Editorial-El Español

Gracias a que Podemos ha acabado claudicando ante Pedro Sánchez y reincorporándose a su mayoría parlamentaria, el Congreso de los Diputados no sólo ha salvado este miércoles una importante votación para el Gobierno, sino que ha aprobado una de las leyes más importantes de la legislatura.

La nueva Ley de Movilidad Sostenible, largamente trabajada y debatida durante años, llega como una de las pocas normas de gran calado que han visto la luz en un contexto político dominado por la crispación y la parálisis legislativa.

En ese sentido, la legislatura deja al menos un fruto relevante: un marco jurídico moderno que aspira a transformar la manera en que España se mueve y produce.

La norma parte de un diagnóstico compartido: el transporte sigue siendo el principal responsable de las emisiones de CO₂, y el país necesita un modelo más limpio y eficiente.

Esta ley representa un avance importante, porque permite aunar la búsqueda de la sostenibilidad y la descarbonización sin asfixiar la iniciativa privada. Y porque se trata de una norma más técnica y menos ideológica de lo que nos tiene acostumbrados este gobierno.

También es de agradecer que se aleje de enfoques más intervencionistas y opte por incentivos antes que por prohibiciones directas como las restricciones severas al vehículo privado.

Y recoge buena parte de las demandas que empresarios, administraciones y expertos expusieron en el V Simposio del Observatorio de la Movilidad y las Ciudades de EL ESPAÑOL-Invertia el año pasado.

Entre ellas, la reclamación de una movilidad más integrada, más digital y más colaborativa, con reglas claras y visión a largo plazo.

Entre los aciertos de esta norma, destaca el impulso decidido a la electrificación del transporte ferroviario y a la renovación del parque automovilístico.

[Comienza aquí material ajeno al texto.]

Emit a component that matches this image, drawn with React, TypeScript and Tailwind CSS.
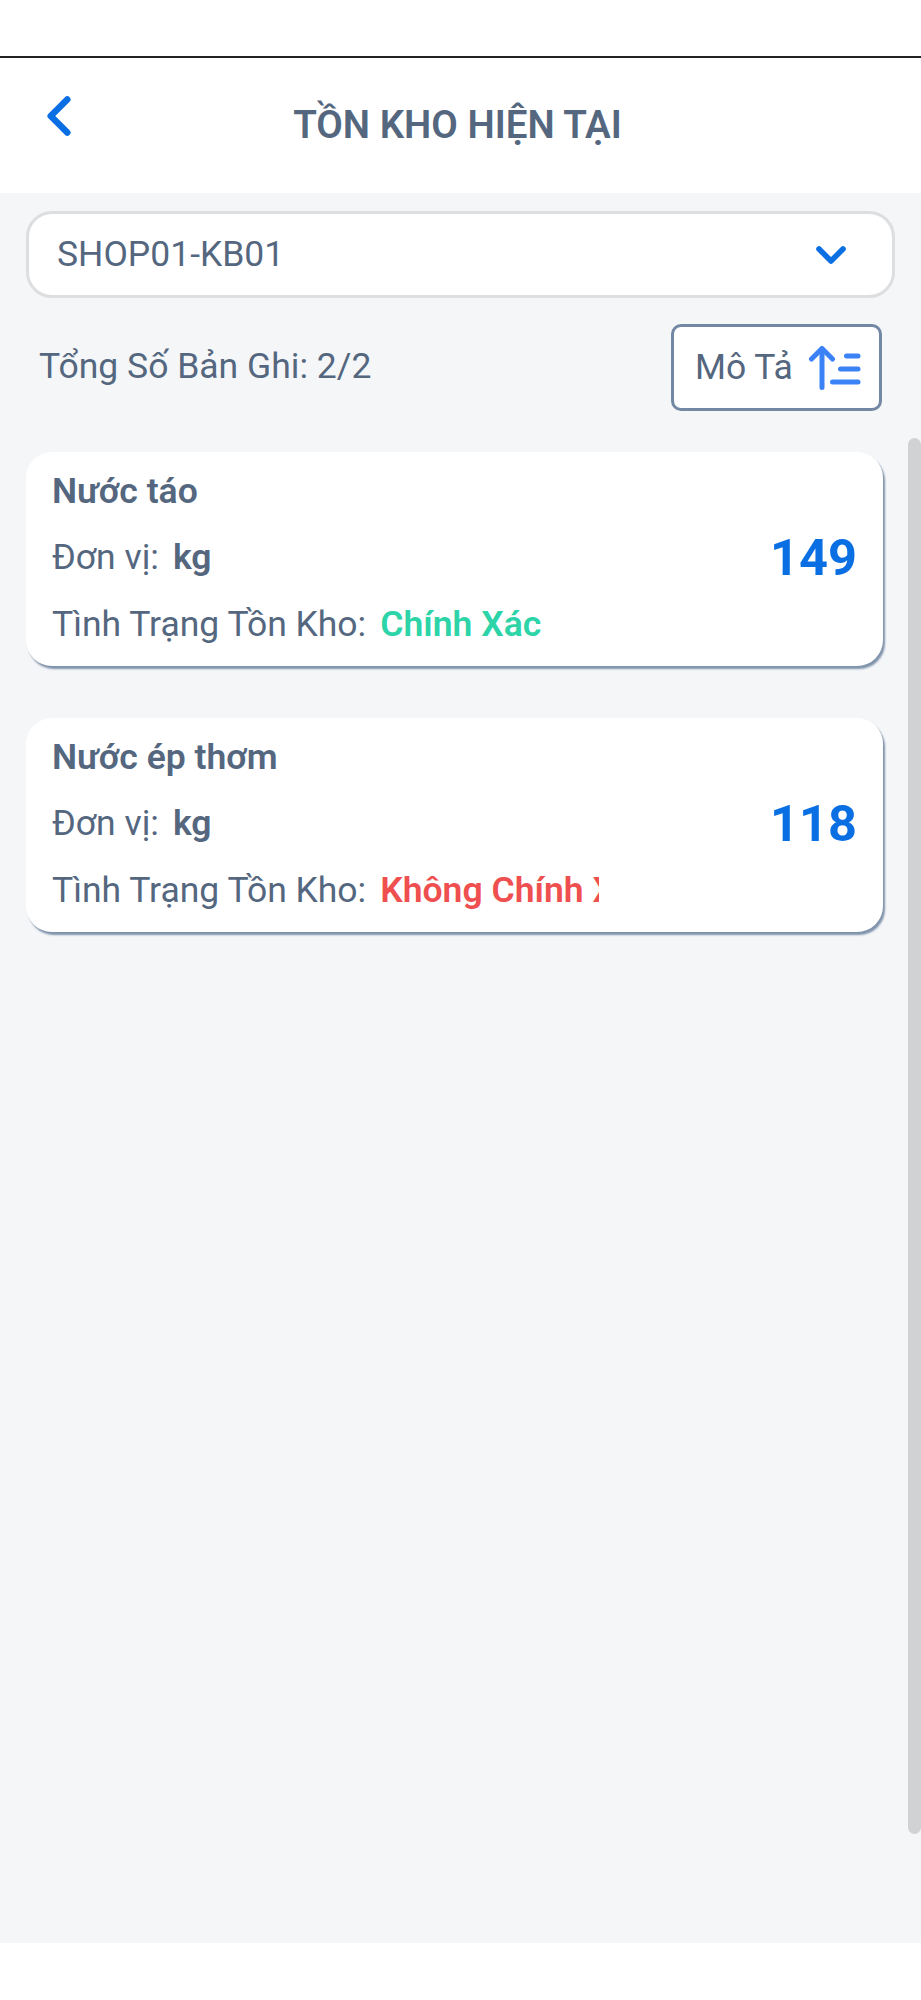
import { ChevronDown, ChevronLeft } from "lucide-react";

const items = [
  { name: "Nước táo", unit: "kg", qty: 149, status: "Chính Xác", statusColor: "text-[#2dd4a8]" },
  { name: "Nước ép thơm", unit: "kg", qty: 118, status: "Không Chính Xác", statusColor: "text-[#ef4f4f]" },
];

function SortIcon() {
  return (
    <svg width="52" height="44" viewBox="0 0 52 44" fill="none" stroke="#3b82f6" strokeWidth="5" strokeLinecap="round">
      <path d="M13 41.5V3" />
      <path d="M2.5 13L13 2.5L23.5 13" strokeLinejoin="round" />
      <path d="M37.5 10H49" />
      <path d="M31.5 23H49" />
      <path d="M23.5 36H49" />
    </svg>
  );
}

function StockCard({ item }: { item: (typeof items)[number] }) {
  return (
    <div className="h-[214px] w-[857px] rounded-[26px] bg-white pl-[26px] pr-[26px] pt-[14px] text-[#54677f] shadow-[2px_3px_2px_0_#7f93ab]">
      <p className="h-[50px] text-[35.5px] font-semibold leading-[50px]">{item.name}</p>
      <div className="flex h-[84px] items-center justify-between">
        <p className="text-[35.5px]">
          Đơn vị:<span className="ml-[14px] font-semibold">{item.unit}</span>
        </p>
        <p className="text-[50.5px] font-bold text-[#0b6fe4]">{item.qty}</p>
      </div>
      <div className="flex h-[50px] items-center text-[35.5px]">
        <span className="shrink-0">Tình Trạng Tồn Kho:</span>
        <span className={`ml-[14px] w-[219px] overflow-hidden whitespace-nowrap font-semibold ${item.statusColor}`}>
          {item.status}
        </span>
      </div>
    </div>
  );
}

export default function App() {
  return (
    <div className="relative flex h-[2000px] w-[921px] flex-col bg-white font-['Roboto',sans-serif] text-[#54677f]">
      <div className="h-[58px] shrink-0 border-b-2 border-[#222]" />
      <header className="relative flex h-[135px] shrink-0 items-center justify-center">
        <ChevronLeft className="absolute left-[26px] top-[25px] h-[66px] w-[66px] text-[#0b6fe4]" strokeWidth={2.4} />
        <h1 className="mb-[2px] mr-[6px] text-[38.5px] font-semibold">TỒN KHO HIỆN TẠI</h1>
      </header>
      <main className="relative h-[1750px] shrink-0 bg-[#f5f6f8] pt-[18px]">
        <div className="ml-[26px] flex h-[87px] w-[869px] items-center justify-between rounded-[26px] border-[3px] border-[#dcdedf] bg-white pl-[28px] pr-[37px]">
          <span className="text-[35.5px]">SHOP01-KB01</span>
          <ChevronDown className="h-[48px] w-[48px] text-[#0b6fe4]" strokeWidth={2.8} />
        </div>
        <div className="ml-[39px] mr-[39px] mt-[26px] flex items-center justify-between">
          <span className="pb-[2px] text-[35.5px]">Tổng Số Bản Ghi: 2/2</span>
          <button className="flex h-[87px] w-[211px] items-center gap-[16px] rounded-[10px] border-[3px] border-[#7388a4] bg-white pl-[21px]">
            <span className="text-[35.5px]">Mô Tả</span>
            <SortIcon />
          </button>
        </div>
        <div className="ml-[26px] mt-[41px] flex flex-col gap-[52px]">
          {items.map((item) => (
            <StockCard key={item.name} item={item} />
          ))}
        </div>
        <div className="absolute right-0 top-[245px] h-[1396px] w-[13px] rounded-full bg-[#d0d2d4]" />
      </main>
      <div className="flex-1 bg-white" />
    </div>
  );
}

España llevaba años retrasada en la implantación de puntos de recarga y en la sustitución de flotas públicas y privadas. La ley obliga a acelerar ese cambio, con compromisos concretos de infraestructuras eléctricas en carreteras, estaciones y núcleos urbanos.

Es un paso que combina la exigencia ambiental con el estímulo a la inversión tecnológica, entendiendo que la electrificación puede generar nuevas oportunidades de negocio para empresas del sector energético, automovilístico y tecnológico.

Algo que va en línea con lo que este diario ha defendido: que la transición ecológica no debe verse como un freno, sino como una oportunidad industrial.

Y otro avance relevante es la implicación de las empresas en la movilidad cotidiana, en atención a una forma de entender la transición ecológica alejada de dogmatismos que no deje fuera al sector empresarial ni al usuario.

Las compañías con más de 200 trabajadores deberán diseñar planes de desplazamiento sostenible. Esta obligación, si no se materializa como una carga burocrática, puede convertirse en un motor de innovación interna: fomento del coche compartido, transporte corporativo o incentivos para el teletrabajo.

Pero la ley también presenta algunos riesgos.

La rígida supresión de los vuelos cortos puede afectar la conectividad de ciudades medianas o zonas con menor densidad ferroviaria. Por lo que, si su aplicación no se ve acompañada de una infraestructura ferroviaria robusta, que hoy no existe en todas las regiones, es posible que se agraven los desequilibrios territoriales.

Además, las cargas administrativas para las empresas pueden ser excesivas si no se acompasan con incentivos fiscales, flexibilidad normativa y períodos de adaptación.

Y también serán los inversores privados los que, junto con las administraciones locales, tendrán que soportar el coste de la infraestructura de recarga, la modernización de los trenes, las estaciones eléctricas y el mantenimiento.

De modo que el gran desafío no será tanto lo contemplado por la ley como su ejecución.

España necesita estabilidad regulatoria para atraer inversión y delinear una estrategia de movilidad que trascienda legislaturas y dé confianza al sector.

Por ello, al margen de esta ley, sigue siendo necesario un pacto de Estado en infraestructuras y transporte, que garantice continuidad, planificación, un consenso sobre los roles competenciales y una profundización en la cooperación público-privada.